My point today is that many times I feel I'm catering to a genre instead of letting my work breathe on its own, and it can limit what I'm writing. But like any good story, no matter how you plan it and write it, it will contain specific elements that all good stories own, and undoubtedly it will naturally fit into one of the genres out there. So don't worry about genre so much. My author business card says that I write contemporary, literary, and fantasy fiction. I think that's broad enough for some breathing room, don't you?

What genre do you write. (That might be a trick question...)


  1. Urban fantasy, YA fantasy, comic fantasy... hang on, I'm sensing a theme. Can I just say "stuff" instead?

    I did find one quite irritating market that insisted on High Fantasy. Only high fantasy. No parodies of it. No blends with sci fi or horror or anything else. Nothing but elves and orcs and blokes in furry underwear (you see the problem. Even if I start something like this on a serious note, it won't stay there). That has to be the literary equivalent of music's infamous Blues Police ("That's not proper blues, it doesn't sound like Robert Johnson").

  2. Wonderful post Michelle. Good question too.

    I write epic fantasy, contemporary fantasy, dark fantasy, and apparently romantic suspense (I tried to find a home for this story but it insisted that it was indeed mine and that there was no use denying it). However, there are a couple science fiction and horror novels roaming around up there too...so...hmmm.

    I think the only thing I don't write is pure literary. Some of my contemporary fantasy definitely steers toward the literary side, but nothing I've ever written has been without some element of the supernatural or fantastic (as in 'fantasy' not quality).

    Perhaps the trick is determining genre after you write the book? At the point where you are trying to sell it?

  3. I just say that I write short stories and flash fiction. I know, that isn't really a genre, but I write all kinds of things within the word confines and even a few stories that even I don't know what genre they fit into. I agree, lets call them literary and be happy! :)

  4. Interesting post. I think about this a lot, because while I call the bulk of my work "romantic suspense", it's neither dark enough to fit in a true "mainstream" rom/suspense, nor "sweetly" romantic enough to fit in with a category definition of the genre...and it's more erotic than most romance and suspense. So it doesn't really "fit", even though that's the niche I've given it.

    I plan to write thriller/horrors later...which will undoubtedly have elements of romance, but again, will probably fall outside the "norm" in some way for those genres.

    But whether it fits a specific genre or not...that's "what I write", you know?

  5. Ha! I have no idea what genre I write in, other than the one I am writing in at the time.

    One of my beta readers just called me Nicholas Sparks.

    I think, I think then, the genre I write in is MUSHY STUFFS.

  6. I often lump my stuff into 'commercial fiction' since that's a broad genre. I mean, if it doesn't neatly fit into a specific - romance, YA, MG, fantasy, sci-fi, etc. - category, then I think (dangerous for me to do most days) 'commercial' pretty much covers it. : )

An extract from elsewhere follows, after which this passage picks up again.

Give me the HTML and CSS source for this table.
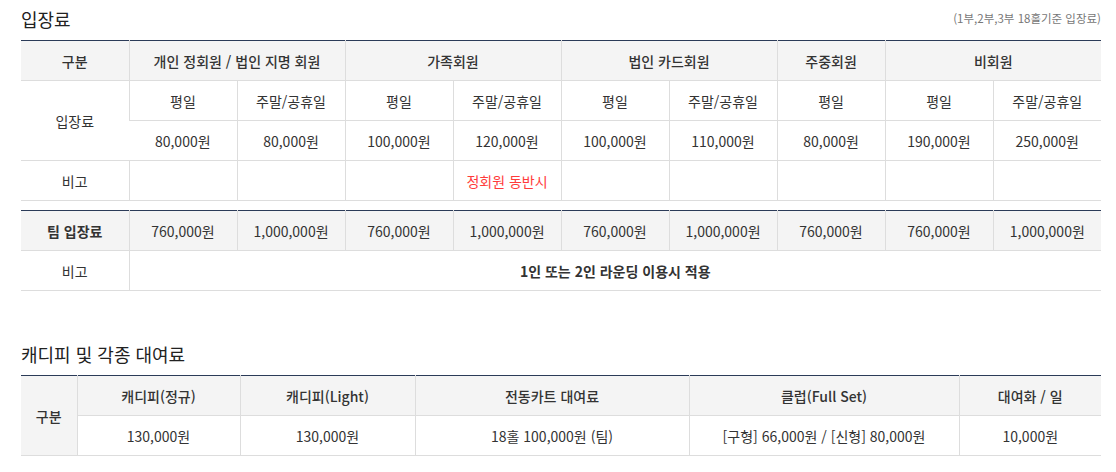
FILE: index.html
```html
<!DOCTYPE html>
<html lang="ko">
<head>
<meta charset="utf-8">
<link rel="stylesheet" href="styles.css">
</head>
<body>
<div class="page">
  <section class="sec">
    <div class="sec-head">
      <h2 class="sec-title">입장료</h2>
      <span class="sec-note">(1부,2부,3부 18홀기준 입장료)</span>
    </div>
    <table class="tbl tbl-fee">
      <colgroup>
        <col class="c108"><col class="c108"><col class="c108"><col class="c108"><col class="c108">
        <col class="c108"><col class="c108"><col class="c108"><col class="c108"><col class="c108">
      </colgroup>
      <tr class="head">
        <th>구분</th>
        <th colspan="2">개인 정회원 / 법인 지명 회원</th>
        <th colspan="2">가족회원</th>
        <th colspan="2">법인 카드회원</th>
        <th>주중회원</th>
        <th colspan="2">비회원</th>
      </tr>
      <tr>
        <td rowspan="2">입장료</td>
        <td>평일</td><td>주말/공휴일</td>
        <td>평일</td><td>주말/공휴일</td>
        <td>평일</td><td>주말/공휴일</td>
        <td>평일</td>
        <td>평일</td><td>주말/공휴일</td>
      </tr>
      <tr>
        <td>80,000원</td><td>80,000원</td>
        <td>100,000원</td><td>120,000원</td>
        <td>100,000원</td><td>110,000원</td>
        <td>80,000원</td>
        <td>190,000원</td><td>250,000원</td>
      </tr>
      <tr>
        <td>비고</td>
        <td></td><td></td><td></td><td class="red">정회원 동반시</td>
        <td></td><td></td><td></td><td></td><td></td>
      </tr>
    </table>
    <table class="tbl tbl-team">
      <colgroup>
        <col class="c108"><col class="c108"><col class="c108"><col class="c108"><col class="c108">
        <col class="c108"><col class="c108"><col class="c108"><col class="c108"><col class="c108">
      </colgroup>
      <tr class="head">
        <th class="bold">팀 입장료</th>
        <td>760,000원</td><td>1,000,000원</td>
        <td>760,000원</td><td>1,000,000원</td>
        <td>760,000원</td><td>1,000,000원</td>
        <td>760,000원</td>
        <td>760,000원</td><td>1,000,000원</td>
      </tr>
      <tr>
        <td>비고</td>
        <td colspan="9" class="bold">1인 또는 2인 라운딩 이용시 적용</td>
      </tr>
    </table>
  </section>

  <section class="sec sec2">
    <div class="sec-head">
      <h2 class="sec-title">캐디피 및 각종 대여료</h2>
    </div>
    <table class="tbl tbl-rent">
      <colgroup>
        <col class="r1"><col class="r2"><col class="r3"><col class="r4"><col class="r5"><col class="r6">
      </colgroup>
      <tr class="head">
        <th rowspan="2" class="gray">구분</th>
        <th>캐디피(정규)</th>
        <th>캐디피(Light)</th>
        <th>전동카트 대여료</th>
        <th>클럽(Full Set)</th>
        <th>대여화 / 일</th>
      </tr>
      <tr>
        <td>130,000원</td>
        <td>130,000원</td>
        <td>18홀 100,000원 (팀)</td>
        <td>[구형] 66,000원 / [신형] 80,000원</td>
        <td>10,000원</td>
      </tr>
    </table>
  </section>
</div>
</body>
</html>
```

FILE: styles.css
```css
html, body {
  margin: 0;
  padding: 0;
  background: #fff;
}
body {
  font-family: "Noto Sans CJK KR", "Noto Sans", sans-serif;
  color: #333;
}
.page {
  width: 1080px;
  padding: 0 15px 0 21px;
}
.sec-head {
  display: flex;
  justify-content: space-between;
  align-items: flex-end;
  height: 40px;
}
.sec-title {
  margin: 0;
  font-size: 18px;
  font-weight: 400;
  color: #222;
  line-height: 26px;
  padding-bottom: 8px;
}
.sec-note {
  font-size: 11.5px;
  color: #777;
  line-height: 14px;
  padding-bottom: 15px;
}
.sec2 {
  margin-top: 44px;
}
.tbl {
  width: 1080px;
  border-collapse: collapse;
  table-layout: fixed;
  border-top: 1px solid #2b3b58;
}
.c108 { width: 108px; }
.r1 { width: 56px; }
.r2 { width: 163px; }
.r3 { width: 175px; }
.r4 { width: 274px; }
.r5 { width: 270px; }
.r6 { width: 142px; }
.tbl th, .tbl td {
  height: 39px;
  padding: 0;
  text-align: center;
  vertical-align: middle;
  font-size: 14px;
  line-height: 18px;
  border-bottom: 1px solid #ddd;
  border-left: 1px solid #ddd;
  color: #333;
}
.tbl th:first-child, .tbl td:first-child {
  border-left: none;
}
.tbl th {
  font-weight: 500;
  color: #333;
}
.tbl .head th, .tbl .head td, .tbl .gray {
  background: #f4f4f4;
}
.tbl-team {
  margin-top: 9px;
}
.tbl .bold {
  font-weight: 700;
  color: #333;
}
.tbl .red {
  color: #ff3b3b;
}
.tbl-rent td:first-child {
  border-left: 1px solid #ddd;
}
```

    In the end, I write what I write, and I don't (for the most part) worry about genre until I get to the query process.

  7. Stu: I never thought that about high fantasy, but that makes sense, and I agree with you about the annoying quality!

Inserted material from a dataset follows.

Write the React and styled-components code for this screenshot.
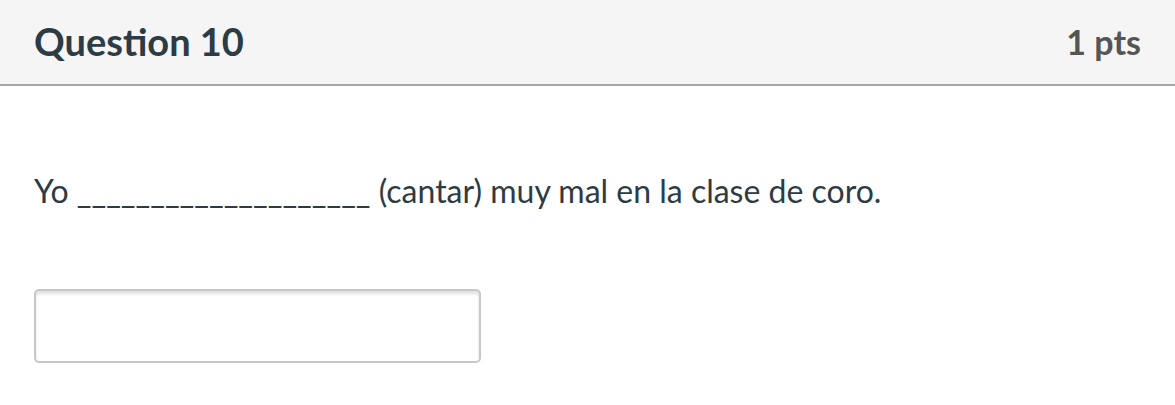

    Breanne: I think that, yes, it's best to determine the genre after you write the story. This is probably impossible to do once you have publishing contracts and publishers and an agent and editors who expect certain things from you. As far as writing straight literary goes, I'm not sure anyone writes that, do they? Sometimes I think it's a myth... :)

    Janel: I love short stories and flash fiction. I think they are my favorite things to write, aside from the novella which I'm currently in love with.

    Jamie: Oh, yes, I know. I feel the same way. Nothing I write fits nicely anywhere. It's frustrating but cool at the same time! Self-publishing has helped me figure out what I really write when left to my own devices, though. That has been interesting.

    Anthony: Wow. Nicholas Sparks? I don't see that at all. What on earth were they reading?

    Scott: Commercial is a good term. It's almost as vague and broad as literary, just not as important-sounding. Not that I think any genre is below another. This is why we do Genre Wars. :)


  9. Oh boy do I remember taking those silly personality tests. My boss had us all take one and I remember the results being some big words and phrases to the effect that I use humor to mask insecurities, and that basically I was a smart ass. Well duh, I could have told you that in 30 seconds without taking your stupid test. *grin*. Although my boss did look at me funny after that.

    Getting back to the genre question, fortunately or unfortunately I know exactly the types of books that I can write, thrillers, and if you want to get more general, I guess those would be a sub genre of commercial fiction.

  10. Anthony: Oh, THAT book...

    Douglas: Haha about your boss! I've never had to take one of those for a job. I think I'd be pretty irritated if I did. I love thrillers. :)

  11. Hi, everyone! Nice discussion! I've always been thinking that literature shouldn't be divided in genres so much as we do... I mean we writers should srtive to create books that could be applied in any period of our history, future or present... The main goal of books should be to inspire kindness, good thinking, willing to change for good... Books could be a great power, I remember what influence Flesh had on people's minds in USA, it changed people's opinions about ozon layer. So now we owe our existence to a great extend to this 150 pages book...;)
    Well, I write fantasy, sci-fy mostly, but strive to create my books that way that they could inspire willing to change for good... and the wisdom one could find there could be used anytime in our history. Guess my 1st Tale of The Rock Pieces could be a good guide for kids and their parents to lead a healthy way of life for exmple... Best wishes to all writers/readers of the most serious genres (fantasy&sci-fy)!

  12. Allan: Thanks for your input here! I think you're right about writers striving to create books that can be applied in any period of history. I think this is what many of the classics accomplish, and it is why they are timeless.